Cattle GHG emissions: are we all counting the same way?

When it comes to greenhouse gas emissions, are all countries counting them the same way?
calendar icon 24 June 2020
clock icon 3 minute read

Ruaraidh Petre, executive director of the Global Roundtable for Sustainable Beef (GRSB), describes a new greenhouse gas initiative that GRSB has undertaken.

“We are using a company called Viresco Solutions in Canada to help us in the first phase of a project to look at greenhouse gas accounting methodologies,” said Ruaraidh Petre, executive director of the GRSB. “The issue that we've got is that cattle production systems around the world are being criticized for their greenhouse gas emissions and their climate impact, but in all the different countries the methodologies being used to account for the climate impact and the emissions of the systems are different.”

System boundaries are defined differently from country to country, and differences in production systems lead to inaccurate assumptions, even when the impact of products, such as feed, is the same in multiple countries. There are areas of discrepancy that could lead to inaccuracies in the result.

“What Viresco's been looking at for us is simply an inventory of all of the different methodologies around the world, which are currently under use, the life cycle analysis and the basic assumptions and methodologies they're using,” said Petre. “They've also looked at some areas which aren't being covered at all. One, for example, is the carbon sequestration in soil. At the moment, that is not being accounted for in any LCA system, which means one of the positive impacts of good livestock management is not being captured in life cycle analysis.”

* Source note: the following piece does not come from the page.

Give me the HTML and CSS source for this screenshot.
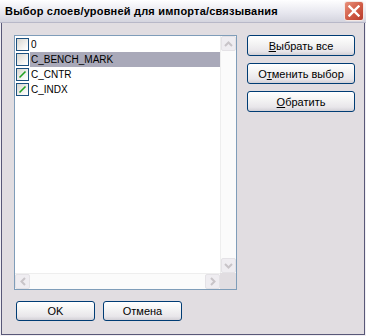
FILE: index.html
```html
<!DOCTYPE html>
<html lang="ru">
<head>
<meta charset="utf-8">
<title>Выбор слоев/уровней</title>
<link rel="stylesheet" href="styles.css">
</head>
<body>
<div class="window">
  <div class="titlebar">
    <span class="title">Выбор слоев/уровней для импорта/связывания</span>
    <span class="close"><svg width="12" height="12" viewBox="0 0 12 12"><path d="M1.5 1.5L10.5 10.5M10.5 1.5L1.5 10.5" stroke="#fff" stroke-width="2.4" stroke-linecap="square"/></svg></span>
  </div>
  <div class="body">
    <div class="main">
      <div class="listbox">
        <div class="items">
          <div class="item"><span class="cb"></span><span class="label">0</span></div>
          <div class="item selected"><span class="cb"></span><span class="label">C_BENCH_MARK</span></div>
          <div class="item"><span class="cb checked"><svg width="9" height="9" viewBox="0 0 9 9"><path d="M1.5 7.5L7.5 1.5" stroke="#21a121" stroke-width="1.6"/></svg></span><span class="label">C_CNTR</span></div>
          <div class="item"><span class="cb checked"><svg width="9" height="9" viewBox="0 0 9 9"><path d="M1.5 7.5L7.5 1.5" stroke="#21a121" stroke-width="1.6"/></svg></span><span class="label">C_INDX</span></div>
        </div>
        <div class="vscroll">
          <span class="sbtn"><svg width="9" height="6" viewBox="0 0 9 6"><path d="M1 5L4.5 1.5L8 5" fill="none" stroke="#c8c4c8" stroke-width="2"/></svg></span>
          <span class="track"></span>
          <span class="sbtn"><svg width="9" height="6" viewBox="0 0 9 6"><path d="M1 1L4.5 4.5L8 1" fill="none" stroke="#c8c4c8" stroke-width="2"/></svg></span>
        </div>
        <div class="hscroll">
          <span class="sbtn"><svg width="6" height="9" viewBox="0 0 6 9"><path d="M5 1L1.5 4.5L5 8" fill="none" stroke="#c8c4c8" stroke-width="2"/></svg></span>
          <span class="track"></span>
          <span class="sbtn"><svg width="6" height="9" viewBox="0 0 6 9"><path d="M1 1L4.5 4.5L1 8" fill="none" stroke="#c8c4c8" stroke-width="2"/></svg></span>
        </div>
        <div class="corner"></div>
      </div>
      <div class="side">
        <button class="btn wide"><u>В</u>ыбрать все</button>
        <button class="btn wide">О<u>т</u>менить выбор</button>
        <button class="btn wide"><u>О</u>братить</button>
      </div>
    </div>
    <div class="bottom">
      <button class="btn small">OK</button>
      <button class="btn small">Отмена</button>
    </div>
  </div>
</div>
</body>
</html>
```
FILE: styles.css
```css
html, body {
  margin: 0;
  padding: 0;
  background: #e1dde1;
}
.window {
  width: 366px;
  height: 336px;
  box-sizing: border-box;
  display: flex;
  flex-direction: column;
  background: #e1dde1;
  border: 1px solid #f0eef2;
  box-shadow: inset 1px 0 0 #585878, inset -1px 0 0 #585878, inset 0 -1px 0 #585878;
  font-family: "Liberation Sans", Arial, sans-serif;
  font-size: 11px;
  color: #000;
}
.titlebar {
  height: 22px;
  flex: none;
  display: flex;
  align-items: center;
  justify-content: space-between;
  padding: 0 2px 0 5px;
  background: linear-gradient(#fefeff, #e6e6ee 60%, #d4d4de);
  border-bottom: 1px solid #b8b8c8;
  margin: -1px -1px 0 -1px;
}
.title {
  font-weight: bold;
  font-size: 11px;
  letter-spacing: 0.2px;
}
.close {
  width: 20px;
  height: 20px;
  box-sizing: border-box;
  display: flex;
  align-items: center;
  justify-content: center;
  border: 1px solid #f4e8e4;
  border-radius: 3px;
  background: linear-gradient(135deg, #e8907c, #d05a44 55%, #b83c2c);
}
.body {
  flex: 1;
  display: flex;
  flex-direction: column;
  padding: 12px 10px 14px 13px;
}
.main {
  display: flex;
  gap: 10px;
  height: 255px;
}
.listbox {
  width: 223px;
  box-sizing: border-box;
  border: 1px solid #7f9db9;
  background: #fff;
  display: grid;
  grid-template-columns: 1fr 16px;
  grid-template-rows: 1fr 16px;
}
.items {
  padding: 1px 0 0 1px;
}
.item {
  height: 15px;
  display: flex;
  align-items: center;
}
.cb {
  width: 13px;
  height: 13px;
  box-sizing: border-box;
  border: 1px solid #1c5180;
  background: linear-gradient(135deg, #d8d6d0, #f6f6f4 70%, #fff);
  display: flex;
  align-items: center;
  justify-content: center;
  flex: none;
}
.label {
  margin-left: 1px;
  padding: 0 1px;
  line-height: 15px;
  font-size: 10px;
  flex: 1;
}
.selected .label {
  background: #a9a9b9;
}
.vscroll {
  display: flex;
  flex-direction: column;
  background: #fbfbfb;
  border-left: 1px solid #eeeeee;
}
.hscroll {
  display: flex;
  background: #fbfbfb;
  border-top: 1px solid #eeeeee;
}
.track {
  flex: 1;
}
.sbtn {
  width: 15px;
  height: 15px;
  box-sizing: border-box;
  border: 1px solid #e4e2e6;
  border-radius: 2px;
  background: #efedf1;
  display: flex;
  align-items: center;
  justify-content: center;
  flex: none;
}
.corner {
  background: #e1dde1;
}
.side {
  display: flex;
  flex-direction: column;
  gap: 7px;
}
.btn {
  font-family: "Liberation Sans", Arial, sans-serif;
  font-size: 11px;
  color: #000;
  height: 21px;
  box-sizing: border-box;
  border: 1px solid #003c74;
  border-radius: 3px;
  background: linear-gradient(#ffffff, #f4f4f4 40%, #e8e6ea 80%, #d2d0d6);
  padding: 0;
  margin: 0;
}
.btn.wide {
  width: 108px;
}
.bottom {
  margin-top: auto;
  display: flex;
  gap: 8px;
  padding-left: 2px;
}
.btn.small {
  width: 79px;
  height: 20px;
}
```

Measuring positive impacts of management is important because when improvements are made, companies can demonstrate that impact to others.

“There are multiple areas which are just currently not agreed upon, such as accounting for certain gases,” said Petre. “Methane is a good example. At the moment we tend to use something called ‘The Carbon Dioxide Equivalents’, which measures methane’s equivalence to carbon dioxide. But carbon dioxide and methane do not behave the same in the atmosphere. Carbon dioxide stays in the atmosphere for hundreds of years, whereas methane degrades over a period of 10 to 12 years.”

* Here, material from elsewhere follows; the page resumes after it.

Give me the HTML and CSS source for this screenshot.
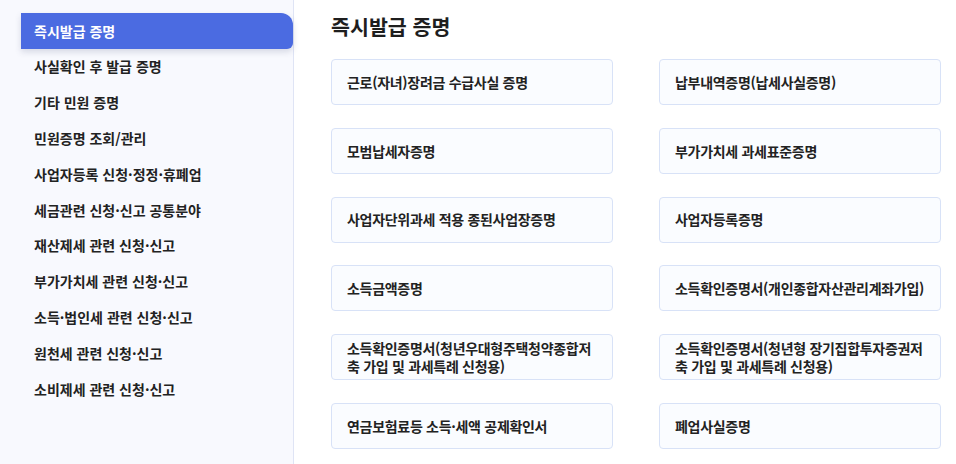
FILE: index.html
```html
<!DOCTYPE html>
<html lang="ko">
<head>
<meta charset="utf-8">
<title>즉시발급 증명</title>
<link rel="stylesheet" href="styles.css">
</head>
<body>
<div class="layout">
  <aside class="sidebar">
    <ul class="menu">
      <li class="menu-item active">즉시발급 증명</li>
      <li class="menu-item">사실확인 후 발급 증명</li>
      <li class="menu-item">기타 민원 증명</li>
      <li class="menu-item">민원증명 조회/관리</li>
      <li class="menu-item">사업자등록 신청·정정·휴폐업</li>
      <li class="menu-item">세금관련 신청·신고 공통분야</li>
      <li class="menu-item">재산제세 관련 신청·신고</li>
      <li class="menu-item">부가가치세 관련 신청·신고</li>
      <li class="menu-item">소득·법인세 관련 신청·신고</li>
      <li class="menu-item">원천세 관련 신청·신고</li>
      <li class="menu-item">소비제세 관련 신청·신고</li>
    </ul>
  </aside>
  <main class="content">
    <h1 class="title">즉시발급 증명</h1>
    <div class="cards">
      <div class="card">근로(자녀)장려금 수급사실 증명</div>
      <div class="card">납부내역증명(납세사실증명)</div>
      <div class="card">모범납세자증명</div>
      <div class="card">부가가치세 과세표준증명</div>
      <div class="card">사업자단위과세 적용 종된사업장증명</div>
      <div class="card">사업자등록증명</div>
      <div class="card">소득금액증명</div>
      <div class="card">소득확인증명서(개인종합자산관리계좌가입)</div>
      <div class="card">소득확인증명서(청년우대형주택청약종합저축 가입 및 과세특례 신청용)</div>
      <div class="card">소득확인증명서(청년형 장기집합투자증권저축 가입 및 과세특례 신청용)</div>
      <div class="card">연금보험료등 소득·세액 공제확인서</div>
      <div class="card">폐업사실증명</div>
    </div>
  </main>
</div>
</body>
</html>
```

FILE: styles.css
```css
* { box-sizing: border-box; }
html, body {
  margin: 0;
  padding: 0;
  background: #ffffff;
  font-family: "Noto Sans CJK KR", "Noto Sans", sans-serif;
  color: #1f1f1f;
}
.layout {
  display: flex;
  width: 956px;
  height: 464px;
  overflow: hidden;
}
.sidebar {
  width: 294px;
  flex: 0 0 294px;
  background: #f8f9fe;
  border-right: 1px solid #dfe4f5;
  padding-top: 13px;
  padding-left: 21px;
}
.menu {
  list-style: none;
  margin: 0;
  padding: 0;
}
.menu-item {
  height: 35.9px;
  line-height: 35.9px;
  padding-left: 13px;
  font-size: 14px;
  font-weight: 600;
  color: #222222;
  white-space: nowrap;
}
.menu-item.active {
  height: 36px;
  line-height: 36px;
  background: #4b6be1;
  color: #ffffff;
  font-weight: 700;
  border-radius: 0 12px 6px 0;
  box-shadow: 0 3px 6px rgba(60, 70, 110, 0.18);
}
.content {
  flex: 1;
  padding: 12px 0 0 37px;
}
.title {
  margin: 0;
  font-size: 20.6px;
  line-height: 28px;
  font-weight: 700;
  color: #1e1e1e;
}
.cards {
  margin-top: 19px;
  display: grid;
  grid-template-columns: 282px 282px;
  column-gap: 46px;
  row-gap: 22.75px;
}
.card {
  height: 46px;
  display: flex;
  align-items: center;
  padding: 0 12px 0 15px;
  background: #fafcff;
  border: 1px solid #d8e2f7;
  border-radius: 4px;
  font-size: 14px;
  font-weight: 600;
  letter-spacing: -0.3px;
  line-height: 18.5px;
  color: #222222;
}
```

Methane is discussed as being a very potent climate gas because in the first few years in the atmosphere, it has a strong warming effect. But after the first 10 years, the warming effect dissolves completely. The beef industry needs to create and use a system that accounts for the long-term warming impact and not methane’s equivalence to carbon, because they are vastly different, he explained.

“The University of Oxford and other colleagues of theirs around the world have come up with a methodology called GWP Star, which is essentially the Global Warming Potential of different gases,” said Petre. “This accounts better for those short term climate gases like methane. It doesn't mean that methane is not an important gas. We recognize it has an impact on climate, and in scenarios such as the present where gas emissions and cattle production is increasing, this methodology will actually make things look potentially worse for climate.”

The importance of using these methodologies demonstrates that if companies are improving efficiency and producing more beef from fewer cattle, they are causing a cooling effect on climate, but if they produce more beef from more cattle and do not improve efficiency, they are causing a warming effect.

“Many countries, and multinational companies have made commitments to reductions, but if they’re not using a consistent methodology, then they cannot make a clear distinction between reductions,” said Petre. “At the moment, we have many different methodologies, many different tools and systems, and it's comparing apples to oranges. We want to converge the methodologies because they recognize the differences in the system, but add them together. We use the same arithmetic for each of those systems so that we’re comparing the real effect that we’re having and can confirm reduction targets are being met.”